Transcribe the material in full. Nothing should differ except that the pictures are left out.

Material start

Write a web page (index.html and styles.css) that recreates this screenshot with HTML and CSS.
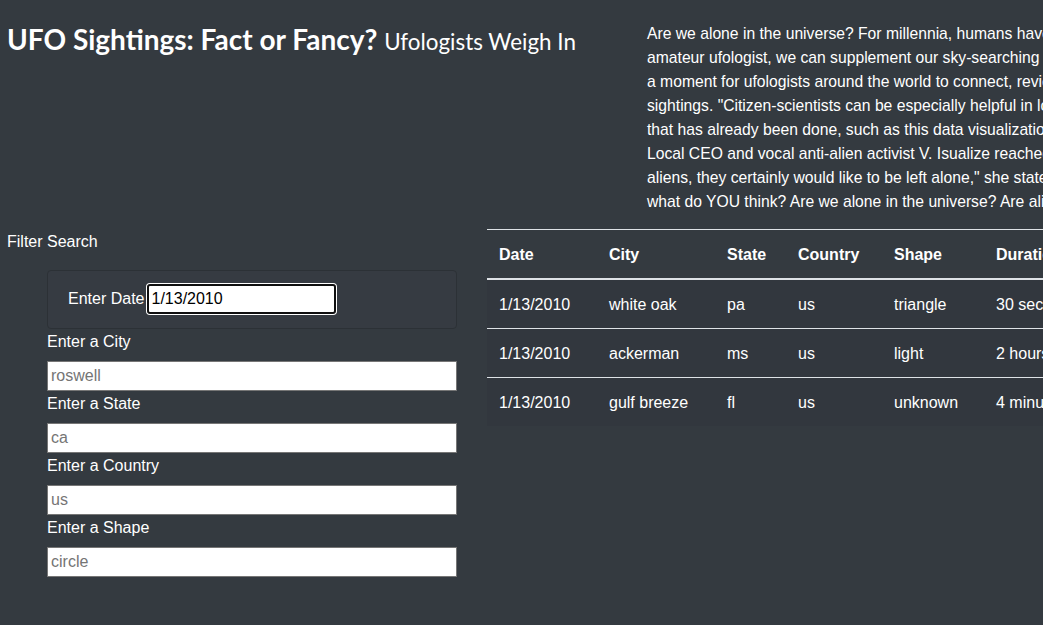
FILE: index.html
```html
<!DOCTYPE html>
<html lang="en">
<head>
<meta charset="utf-8">
<title>UFO Sightings</title>
<link rel="stylesheet" href="styles.css">
</head>
<body>
<div class="page">
  <header class="top">
    <h1 class="title">UFO Sightings: Fact or Fancy? <small class="subtitle">Ufologists Weigh In</small></h1>
    <p class="intro">Are we alone in the universe? For millennia, humans have gazed at the stars and wondered. As an<br>amateur ufologist, we can supplement our sky-searching with data. Today is<br>a moment for ufologists around the world to connect, review, and analyze<br>sightings. "Citizen-scientists can be especially helpful in looking at work<br>that has already been done, such as this data visualization," said one expert.<br>Local CEO and vocal anti-alien activist V. Isualize reached a different conclusion: "If there are<br>aliens, they certainly would like to be left alone," she stated. So,<br>what do YOU think? Are we alone in the universe? Are aliens among us?</p>
  </header>
  <main class="content">
    <aside class="filters">
      <div class="filters-title">Filter Search</div>
      <form class="filter-form">
        <div class="date-box">
          <label class="date-label" for="datetime">Enter Date</label>
          <input class="date-input" id="datetime" type="text" value="1/13/2010">
        </div>
        <label class="field-label" for="city">Enter a City</label>
        <input class="field-input" id="city" type="text" placeholder="roswell">
        <label class="field-label" for="state">Enter a State</label>
        <input class="field-input" id="state" type="text" placeholder="ca">
        <label class="field-label" for="country">Enter a Country</label>
        <input class="field-input" id="country" type="text" placeholder="us">
        <label class="field-label" for="shape">Enter a Shape</label>
        <input class="field-input" id="shape" type="text" placeholder="circle">
      </form>
    </aside>
    <section class="results">
      <table class="ufo-table">
        <thead>
          <tr>
            <th class="c-date">Date</th>
            <th class="c-city">City</th>
            <th class="c-state">State</th>
            <th class="c-country">Country</th>
            <th class="c-shape">Shape</th>
            <th class="c-duration">Duration</th>
            <th class="c-comments">Comments</th>
          </tr>
        </thead>
        <tbody>
          <tr>
            <td>1/13/2010</td><td>white oak</td><td>pa</td><td>us</td><td>triangle</td><td>30 seconds</td><td>Three lights in a triangle formation moving slowly.</td>
          </tr>
          <tr>
            <td>1/13/2010</td><td>ackerman</td><td>ms</td><td>us</td><td>light</td><td>2 hours</td><td>Bright light hovering over the trees.</td>
          </tr>
          <tr>
            <td>1/13/2010</td><td>gulf breeze</td><td>fl</td><td>us</td><td>unknown</td><td>4 minutes</td><td>Strange object seen over the bay.</td>
          </tr>
        </tbody>
      </table>
    </section>
  </main>
</div>
</body>
</html>
```
FILE: styles.css
```css
html, body {
  margin: 0;
  padding: 0;
  background: #343a40;
  overflow: hidden;
}
body {
  color: #ffffff;
  font-family: "Liberation Sans", Arial, sans-serif;
  font-size: 16px;
  line-height: 24px;
  width: 1043px;
  height: 625px;
}
.page {
  width: 1043px;
  overflow: hidden;
}
.top {
  display: flex;
  padding-top: 22px;
}
.title {
  flex: 0 0 647px;
  margin: 0;
  padding-left: 7px;
  box-sizing: border-box;
  font-family: Lato, "Liberation Sans", sans-serif;
  font-size: 28px;
  font-weight: 700;
  line-height: 34px;
}
.subtitle {
  font-size: 22.4px;
  font-weight: 400;
}
.intro {
  margin: 0 0 15px 0;
  white-space: nowrap;
  flex: 0 0 auto;
  font-size: 15.7px;
}
.content {
  display: flex;
  align-items: flex-start;
}
.filters {
  flex: 0 0 487px;
}
.filters-title {
  padding-left: 7px;
  padding-top: 1px;
  margin-bottom: 16px;
}
.filter-form {
  margin-left: 47px;
  width: 410px;
  display: flex;
  flex-direction: column;
  align-items: stretch;
}
.date-box {
  display: flex;
  align-items: center;
  padding: 13px 20px 14px 20px;
  border: 1px solid #2c3136;
  border-radius: 4px;
  background: #363b42;
}
.date-label {
  margin-right: 3px;
}
.date-input {
  width: 189px;
  height: 30px;
  box-sizing: border-box;
  border: 2px solid #101010;
  border-radius: 3px;
  box-shadow: 0 0 0 1px #ffffff;
  background: #ffffff;
  color: #000000;
  font: 16px "Liberation Sans", Arial, sans-serif;
  padding: 1px 2px;
  outline: none;
}
.field-label {
  display: block;
  padding-top: 1px;
  margin-bottom: 7px;
}
.field-input {
  display: block;
  height: 30px;
  box-sizing: border-box;
  border: 1px solid #767676;
  background: #ffffff;
  color: #000000;
  font: 16px "Liberation Sans", Arial, sans-serif;
  padding: 1px 3px;
}
.field-input::placeholder {
  color: #757575;
}
.results {
  flex: 0 0 auto;
}
.ufo-table {
  border-collapse: collapse;
  white-space: nowrap;
}
.ufo-table th,
.ufo-table td {
  text-align: left;
  padding: 13px 12px 11px 12px;
  border-top: 1px solid #dee2e6;
  vertical-align: top;
}
.ufo-table th {
  font-weight: 700;
  border-bottom: 2px solid #dee2e6;
}
.ufo-table tbody tr {
  background: #32373e;
}
.c-date { width: 86px; }
.c-city { width: 94px; }
.c-state { width: 47px; }
.c-country { width: 72px; }
.c-shape { width: 78px; }
.c-duration { width: 100px; }
```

Material end

*Expected output:*
Write a web page (index.html and styles.css) that recreates this screenshot with HTML and CSS.
FILE: index.html
```html
<!DOCTYPE html>
<html lang="en">
<head>
<meta charset="utf-8">
<title>UFO Sightings</title>
<link rel="stylesheet" href="styles.css">
</head>
<body>
<div class="page">
  <header class="top">
    <h1 class="title">UFO Sightings: Fact or Fancy? <small class="subtitle">Ufologists Weigh In</small></h1>
    <p class="intro">Are we alone in the universe? For millennia, humans have gazed at the stars and wondered. As an<br>amateur ufologist, we can supplement our sky-searching with data. Today is<br>a moment for ufologists around the world to connect, review, and analyze<br>sightings. "Citizen-scientists can be especially helpful in looking at work<br>that has already been done, such as this data visualization," said one expert.<br>Local CEO and vocal anti-alien activist V. Isualize reached a different conclusion: "If there are<br>aliens, they certainly would like to be left alone," she stated. So,<br>what do YOU think? Are we alone in the universe? Are aliens among us?</p>
  </header>
  <main class="content">
    <aside class="filters">
      <div class="filters-title">Filter Search</div>
      <form class="filter-form">
        <div class="date-box">
          <label class="date-label" for="datetime">Enter Date</label>
          <input class="date-input" id="datetime" type="text" value="1/13/2010">
        </div>
        <label class="field-label" for="city">Enter a City</label>
        <input class="field-input" id="city" type="text" placeholder="roswell">
        <label class="field-label" for="state">Enter a State</label>
        <input class="field-input" id="state" type="text" placeholder="ca">
        <label class="field-label" for="country">Enter a Country</label>
        <input class="field-input" id="country" type="text" placeholder="us">
        <label class="field-label" for="shape">Enter a Shape</label>
        <input class="field-input" id="shape" type="text" placeholder="circle">
      </form>
    </aside>
    <section class="results">
      <table class="ufo-table">
        <thead>
          <tr>
            <th class="c-date">Date</th>
            <th class="c-city">City</th>
            <th class="c-state">State</th>
            <th class="c-country">Country</th>
            <th class="c-shape">Shape</th>
            <th class="c-duration">Duration</th>
            <th class="c-comments">Comments</th>
          </tr>
        </thead>
        <tbody>
          <tr>
            <td>1/13/2010</td><td>white oak</td><td>pa</td><td>us</td><td>triangle</td><td>30 seconds</td><td>Three lights in a triangle formation moving slowly.</td>
          </tr>
          <tr>
            <td>1/13/2010</td><td>ackerman</td><td>ms</td><td>us</td><td>light</td><td>2 hours</td><td>Bright light hovering over the trees.</td>
          </tr>
          <tr>
            <td>1/13/2010</td><td>gulf breeze</td><td>fl</td><td>us</td><td>unknown</td><td>4 minutes</td><td>Strange object seen over the bay.</td>
          </tr>
        </tbody>
      </table>
    </section>
  </main>
</div>
</body>
</html>
```
FILE: styles.css
```css
html, body {
  margin: 0;
  padding: 0;
  background: #343a40;
  overflow: hidden;
}
body {
  color: #ffffff;
  font-family: "Liberation Sans", Arial, sans-serif;
  font-size: 16px;
  line-height: 24px;
  width: 1043px;
  height: 625px;
}
.page {
  width: 1043px;
  overflow: hidden;
}
.top {
  display: flex;
  padding-top: 22px;
}
.title {
  flex: 0 0 647px;
  margin: 0;
  padding-left: 7px;
  box-sizing: border-box;
  font-family: Lato, "Liberation Sans", sans-serif;
  font-size: 28px;
  font-weight: 700;
  line-height: 34px;
}
.subtitle {
  font-size: 22.4px;
  font-weight: 400;
}
.intro {
  margin: 0 0 15px 0;
  white-space: nowrap;
  flex: 0 0 auto;
  font-size: 15.7px;
}
.content {
  display: flex;
  align-items: flex-start;
}
.filters {
  flex: 0 0 487px;
}
.filters-title {
  padding-left: 7px;
  padding-top: 1px;
  margin-bottom: 16px;
}
.filter-form {
  margin-left: 47px;
  width: 410px;
  display: flex;
  flex-direction: column;
  align-items: stretch;
}
.date-box {
  display: flex;
  align-items: center;
  padding: 13px 20px 14px 20px;
  border: 1px solid #2c3136;
  border-radius: 4px;
  background: #363b42;
}
.date-label {
  margin-right: 3px;
}
.date-input {
  width: 189px;
  height: 30px;
  box-sizing: border-box;
  border: 2px solid #101010;
  border-radius: 3px;
  box-shadow: 0 0 0 1px #ffffff;
  background: #ffffff;
  color: #000000;
  font: 16px "Liberation Sans", Arial, sans-serif;
  padding: 1px 2px;
  outline: none;
}
.field-label {
  display: block;
  padding-top: 1px;
  margin-bottom: 7px;
}
.field-input {
  display: block;
  height: 30px;
  box-sizing: border-box;
  border: 1px solid #767676;
  background: #ffffff;
  color: #000000;
  font: 16px "Liberation Sans", Arial, sans-serif;
  padding: 1px 3px;
}
.field-input::placeholder {
  color: #757575;
}
.results {
  flex: 0 0 auto;
}
.ufo-table {
  border-collapse: collapse;
  white-space: nowrap;
}
.ufo-table th,
.ufo-table td {
  text-align: left;
  padding: 13px 12px 11px 12px;
  border-top: 1px solid #dee2e6;
  vertical-align: top;
}
.ufo-table th {
  font-weight: 700;
  border-bottom: 2px solid #dee2e6;
}
.ufo-table tbody tr {
  background: #32373e;
}
.c-date { width: 86px; }
.c-city { width: 94px; }
.c-state { width: 47px; }
.c-country { width: 72px; }
.c-shape { width: 78px; }
.c-duration { width: 100px; }
```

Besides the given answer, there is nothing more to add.